There are few football tournaments in which England count among the minnows, but the UEFA European Futsal Championship is a different matter.
Search for success
The small-sided game is relatively young in England, and in the 59 internationals they have played since their 2003 debut, England have just one win and three draws and are still searching for their first competitive point. However, they are hoping to break that duck in preliminary round Group A in Dublin, and after facing Kazakhstan will take on two nations with who they have drawn in the past, the Republic of Ireland and Cyprus.
Peter Sturgess took over as coach last year, and is looking forward to the challenge. "We've taken a very young squad so we are very excited," he told uefa.com. "Because of the make-up of our squad, we will go into the games as underdogs. We can use it as motivation to add to our performance, but we do see ourselves as underdogs."
Ireland are entering the competition for the first time, but have secured useful results at Under-21 level. England found out about their strength when denied victory by a late Ireland goal in a 3-3 draw in a December warm-up tournament. "Both sides are capable so it should be an exciting game on the night," Sturgess said, though adding that England's first opponents could be the trickiest. "Ireland will be tough but I have seen DVD footage of Kazakhstan and they were every impressive, with good movement and use of the ball. I think they will cause all of the teams a few problems."
While England's team were originally recruited by Sturgess's predecessor Graeme Dell from non-league football, the previous coach instituted a training programme that has gradually brought on a set of players more used to the specific demands of futsal. "The majority play futsal regularly as well as the eleven-a-side game," Sturgess said. "We are taking a squad who are playing more futsal and it shows the growth of the game."

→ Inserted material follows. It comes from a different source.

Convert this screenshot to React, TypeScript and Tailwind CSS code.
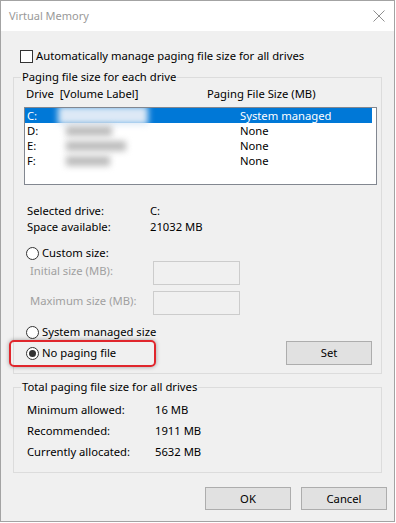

A national league system, with regional divisions followed by play-offs leading to the UEFA Futsal Cup, has been set up by the Football Association, and although the strongest teams have tended to be sides of Russian, Brazilian or Portuguese nationals, Sturgess argues: "It is not a negative that the better teams have players who do not qualify for England. The players have a history of futsal and are very experienced." However, to develop his national team he is forging links with colleges and also working closely with a country where futsal is long established. "We are talking to Croatia to act as a training partner, to send the squad over there to immerse themselves in the game," the coach added.
Meanwhile, Cyprus lost to Kazkakhstan in their 2007 UEFA European Futsal Championship and 2008 FIFA Futsal World Cup qualifying campaigns but coach Konstantinos Petros rates all their opponents. "Our information tells us both England and Ireland are very good teams, they're not so experienced but have skilled young players and you just have to be careful against them. We play to win every time and it's not easy facing a team in their own country."